== Data segment ==
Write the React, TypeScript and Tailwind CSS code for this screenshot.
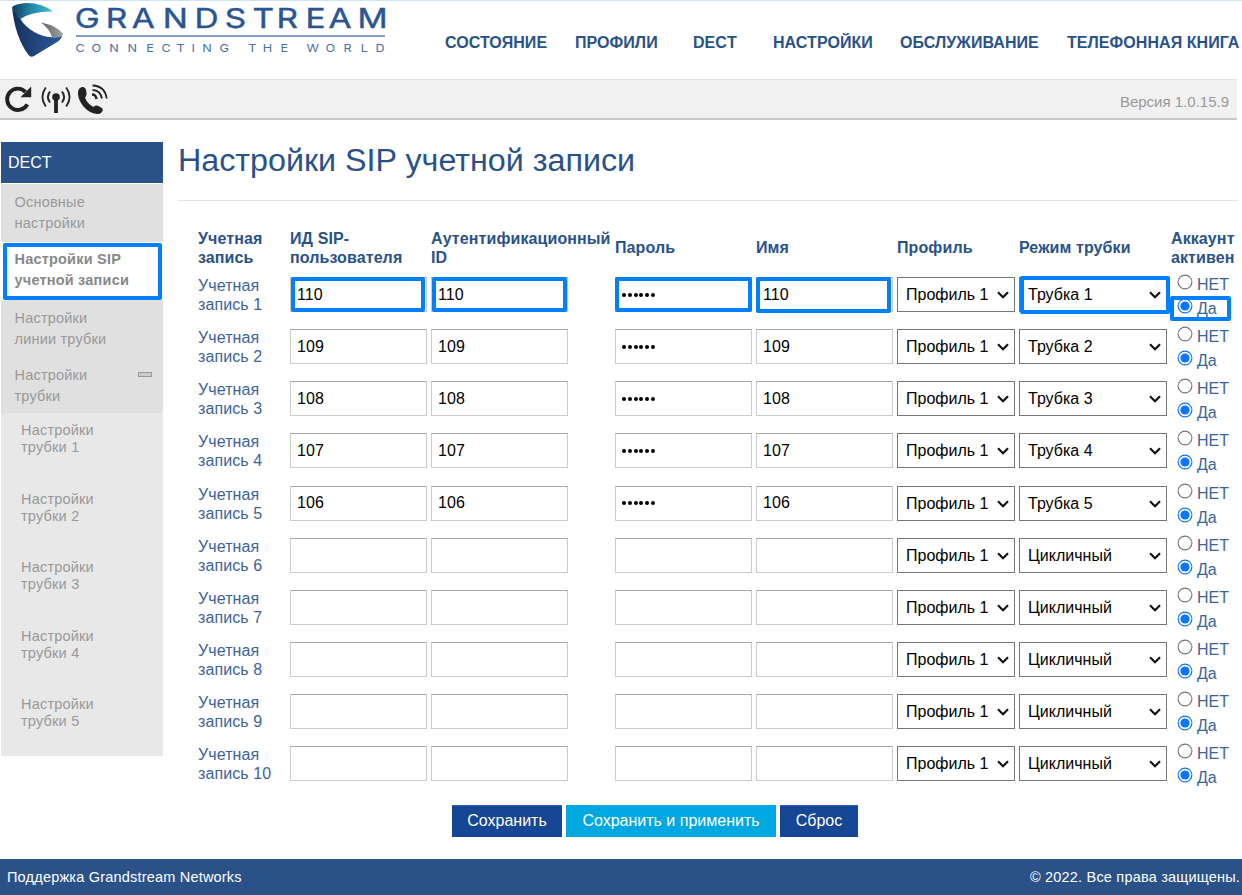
import React from "react";

const NAV = [
  { label: "СОСТОЯНИЕ", cls: "w-[130px]" },
  { label: "ПРОФИЛИ", cls: "w-[118px]" },
  { label: "DECT", cls: "w-[80px]" },
  { label: "НАСТРОЙКИ", cls: "w-[127px]" },
  { label: "ОБСЛУЖИВАНИЕ", cls: "w-[167px]" },
  { label: "ТЕЛЕФОННАЯ КНИГА", cls: "w-[174px]" },
];

const ACCOUNTS = [
  { user: "110", mode: "Трубка 1" },
  { user: "109", mode: "Трубка 2" },
  { user: "108", mode: "Трубка 3" },
  { user: "107", mode: "Трубка 4" },
  { user: "106", mode: "Трубка 5" },
  { user: "", mode: "Цикличный" },
  { user: "", mode: "Цикличный" },
  { user: "", mode: "Цикличный" },
  { user: "", mode: "Цикличный" },
  { user: "", mode: "Цикличный" },
];

const COLS =
  "grid grid-cols-[92px_141px_184px_141px_141px_122px_152px_70px]";

function Logo() {
  return (
    <svg width="376" height="60" viewBox="0 0 376 60" className="ml-3 block">
      <defs>
        <linearGradient id="teal" x1="0" x2="1">
          <stop offset="0" stopColor="#123c5e" />
          <stop offset="0.45" stopColor="#2184a6" />
          <stop offset="1" stopColor="#48bdd6" />
        </linearGradient>
        <linearGradient id="navy" x1="0" x2="1">
          <stop offset="0" stopColor="#14305a" />
          <stop offset="0.5" stopColor="#22467e" />
          <stop offset="1" stopColor="#2c5a96" />
        </linearGradient>
        <linearGradient id="steel" x1="0" x2="1">
          <stop offset="0" stopColor="#5c5f62" />
          <stop offset="1" stopColor="#a3a5a8" />
        </linearGradient>
      </defs>
      <path d="M0 6L8.500 18C14 28 28 36 40 36.300Q47 36.500 50.500 34.500Q49 38.500 46 40.500L22 55Q19 56.800 16.500 54Q3 36 0 6Z" fill="url(#navy)" />
      <path d="M0 6Q3 3 13 2Q30 1.500 41 10.500Q20 10 8.500 18Q3 12 0 6Z" fill="url(#teal)" />
      <path d="M29 21.500Q46 25 51 33Q50 36.300 42 36.500L40 36.300Q37 27 29 21.500Z" fill="url(#steel)" />
      <text
        transform="scale(1.26 1)"
        x="49.900 74.500 95.100 119.600 144.900 168.900 190.900 210 233 251.100 274.200"
        y="27"
        fontFamily="Inter, sans-serif"
        fontSize="26.500"
        fill="#2a5590"
        stroke="#2a5590"
        strokeWidth="0.400"
      >
        GRANDSTREAM
      </text>
      <rect x="64" y="34.300" width="309" height="1.500" fill="#5c7fae" />
      <text
        transform="scale(1.15 1)"
        x="55.300 69.200 84.500 100.500 116.800 130 143 156 165.500 180.500 195 205.500 218 233.500 245 256.200 272.700 288.200 303.200 316"
        y="51"
        fontFamily="Inter, sans-serif"
        fontSize="11"
        fill="#4a71a5"
      >
        CONNECTING THE WORLD
      </text>
    </svg>
  );
}

function ReloadIcon() {
  return (
    <svg width="28" height="28" viewBox="0 0 28 28">
      <path d="M21.500 6.800A10.700 10.700 0 1 0 23.300 19.300" fill="none" stroke="#222" strokeWidth="3.900" />
      <path d="M27.200 1.500V12.300H16.500Z" fill="#222" />
    </svg>
  );
}

function AntennaIcon() {
  return (
    <svg width="30" height="28" viewBox="0 0 30 28" fill="none" stroke="#222">
      <circle cx="15" cy="12" r="3.800" fill="#222" stroke="none" />
      <path d="M15 12V28.500" strokeWidth="3.800" />
      <path d="M9 6.500Q4.800 12 9 17.500M21 6.500Q25.200 12 21 17.500" strokeWidth="2" />
      <path d="M4.800 2.500Q-2 12 4.800 21.500M25.200 2.500Q32 12 25.200 21.500" strokeWidth="1.800" />
    </svg>
  );
}

function CallIcon() {
  return (
    <svg width="30" height="30" viewBox="0 0 30 30" fill="none" stroke="#222">
      <path d="M0 8Q0.500 4 4 3Q7.500 2.500 8.200 7Q9.300 12 7 13.500Q8.500 19 15.500 23Q17.500 20.800 20.500 22L24.500 24.500Q25.500 28 21 30Q12.500 30.500 5.500 22.500Q-0.500 15 0 8Z" fill="#222" stroke="none" />
      <path d="M14 10.500Q18 10.500 18.500 15" strokeWidth="2.400" />
      <path d="M14.500 6Q22.500 6.300 24 14.500" strokeWidth="1.800" />
      <path d="M14.500 1.500Q27 2 28.700 14.500" strokeWidth="1.800" />
    </svg>
  );
}

function Field({ value, mask }: { value: string; mask?: boolean }) {
  return (
    <div className="flex h-[35px] w-[137px] items-center border border-[#ccc] border-t-[#aaa] bg-white pl-1.5 text-[16px] tracking-[0.1px] text-black">
      {mask && value ? (
        <div className="flex gap-[1.8px]">
          {[0, 1, 2, 3, 4, 5].map((n) => (
            <span key={n} className="size-1 rounded-full bg-black" />
          ))}
        </div>
      ) : (
        value
      )}
    </div>
  );
}

function Select({ value, wide }: { value: string; wide?: boolean }) {
  return (
    <div
      className={
        (wide ? "w-[148px]" : "w-[118px]") +
        " flex h-[35px] items-center justify-between border border-[#767676] bg-white pt-px pl-2 pr-[5px] text-[16px] whitespace-nowrap text-black"
      }
    >
      {value}
      <svg width="12" height="8" viewBox="0 0 12 8" className="shrink-0">
        <path d="M1 1.200L6 6.200L11 1.200" fill="none" stroke="#111" strokeWidth="2.200" />
      </svg>
    </div>
  );
}

function Radio({ on }: { on?: boolean }) {
  return (
    <svg width="16" height="16" viewBox="0 0 16 16" className="shrink-0">
      <circle cx="8" cy="8" r="6.900" fill="#fff" stroke={on ? "#0a75ff" : "#767676"} strokeWidth="1.100" />
      {on && <circle cx="8" cy="8" r="4.600" fill="#0a75ff" />}
    </svg>
  );
}

function Ring({ cls }: { cls: string }) {
  return <div className={"pointer-events-none absolute rounded-[2px] border-4 border-[#0080ff] " + cls} />;
}

export default function App() {
  return (
    <div className="flex h-[895px] w-[1242px] flex-col overflow-hidden bg-white font-['Liberation_Sans',Arial,sans-serif] text-[#2a5288]">
      <header className="flex h-[79px] shrink-0 border-t border-[#d5e2f2]">
        <Logo />
        <nav className="flex pt-[31px] pl-[57px] text-[16px] leading-[21px] font-bold tracking-[0.06px]">
          {NAV.map((n) => (
            <span key={n.label} className={"shrink-0 whitespace-nowrap " + n.cls}>
              {n.label}
            </span>
          ))}
        </nav>
      </header>

      <div className="flex h-[41px] w-[1237px] shrink-0 items-center justify-between border-t border-b-2 border-t-[#e4e4e4] border-b-[#c8c8c8] bg-[#f1f1f1] pr-2 pl-1">
        <div className="flex items-center">
          <ReloadIcon />
          <div className="mr-[7px] ml-[9px]">
            <AntennaIcon />
          </div>
          <CallIcon />
        </div>
        <span className="pt-1.5 text-[15px] text-[#999]">Версия 1.0.15.9</span>
      </div>

      <div className="flex h-[739px] shrink-0 pt-[22px]">
        <aside className="ml-px flex w-[162px] shrink-0 flex-col text-[14.500px] tracking-[0.2px] text-[#999]">
          <div className="flex h-[41px] items-center bg-[#2a5288] pt-px pl-[7px] text-[16px] tracking-normal text-white">DECT</div>
          <div className="mt-px h-[58px] bg-[#e0e0e0] pt-2 pl-[13.500px] leading-[21px]">
            Основные
            <br />
            настройки
          </div>
          <div className="relative h-[58px] bg-white pt-[7px] pl-[13.500px] leading-[21px] font-bold text-[#888]">
            Настройки SIP
            <br />
            учетной записи
            <Ring cls="left-[2px] top-px h-[57px] w-[159px]" />
          </div>
          <div className="h-[56px] bg-[#e0e0e0] pt-2 pl-[13.500px] leading-[21px]">
            Настройки
            <br />
            линии трубки
          </div>
          <div className="flex h-[57px] justify-between bg-[#e0e0e0] pt-[9px] pr-[11px] pl-[13.500px] leading-[21px]">
            <span>
              Настройки
              <br />
              трубки
            </span>
            <span className="mt-[7px] h-[5px] w-[14px] border border-[#999] bg-[#ccc]" />
          </div>
          <div className="h-[343px] bg-[#e8e8e8] pt-[9px] pl-5 leading-[17px]">
            {[1, 2, 3, 4, 5].map((n) => (
              <div key={n} className="h-[68.600px]">
                Настройки
                <br />
                трубки {n}
              </div>
            ))}
          </div>
        </aside>

        <main className="ml-[15px] w-[1060px] shrink-0">
          <h1 className="h-[59px] border-b border-[#e5e5e5] text-[32.250px] leading-[36px]">Настройки SIP учетной записи</h1>
          <div className={COLS + " ml-5 mt-[26px] h-[40px] items-center text-[16px] leading-[19px] font-bold tracking-[0.1px] whitespace-nowrap"}>
            <span className="pt-px">Учетная<br />запись</span>
            <span className="pt-px">ИД SIP-<br />пользователя</span>
            <span className="pt-px">Аутентификационный<br />ID</span>
            <span>Пароль</span>
            <span>Имя</span>
            <span>Профиль</span>
            <span>Режим трубки</span>
            <span className="pt-px">Аккаунт<br />активен</span>
          </div>
          <div className="relative mt-[3px] ml-5">
            {ACCOUNTS.map((a, i) => (
              <div key={i} className={COLS + " h-[52.170px]"}>
                <div className="pt-1.5 text-[16px] leading-[19px] tracking-[0.1px] whitespace-nowrap text-[#3d6496]">
                  Учетная
                  <br />
                  запись {i + 1}
                </div>
                <div className="pt-[7px]"><Field value={a.user} /></div>
                <div className="pt-[7px]"><Field value={a.user} /></div>
                <div className="pt-[7px]"><Field value={a.user} mask /></div>
                <div className="pt-[7px]"><Field value={a.user} /></div>
                <div className="pt-[7px]"><Select value="Профиль 1" /></div>
                <div className="pt-[7px]"><Select value={a.mode} wide /></div>
                <div className="pt-1 pl-1.5 text-[16px] leading-5 text-[#3d6496]">
                  <div className="flex h-6 gap-1"><Radio /><span className="pt-[1px]">НЕТ</span></div>
                  <div className="flex h-6 gap-1"><Radio on /><span className="pt-[1px]">Да</span></div>
                </div>
              </div>
            ))}
            <Ring cls="left-[93px] top-[7px] h-[35px] w-[134px]" />
            <Ring cls="left-[234px] top-[7px] h-[35px] w-[135px]" />
            <Ring cls="left-[417px] top-[7px] h-[35px] w-[137px]" />
            <Ring cls="left-[558px] top-[7px] h-[36px] w-[135px]" />
            <Ring cls="left-[822px] top-[6px] h-[38px] w-[150px]" />
            <Ring cls="left-[972px] top-[26px] h-[25px] w-[61px]" />
          </div>
          <div className="mt-[13px] ml-[274px] flex gap-1 text-[16px] text-white">
            <button className="h-8 w-[110px] border-t border-[#2466c8] bg-[#174694]">Сохранить</button>
            <button className="h-8 w-[210px] bg-[#00a8e1]">Сохранить и применить</button>
            <button className="h-8 w-[78px] border-t border-[#2466c8] bg-[#174694]">Сброс</button>
          </div>
        </main>
      </div>

      <footer className="flex h-9 shrink-0 items-center justify-between bg-[#2a5288] pt-0.5 pr-0.5 pl-[7px] text-[14.500px] tracking-[0.2px] text-white">
        <span>Поддержка Grandstream Networks</span>
        <span>© 2022. Все права защищены.</span>
      </footer>
    </div>
  );
}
===
### Work to be completed
Reproduce the material above exactly, first line through the line that contains "import React from", minus the pictures.

### Answer for this exercise
Write the React, TypeScript and Tailwind CSS code for this screenshot.
import React from "react";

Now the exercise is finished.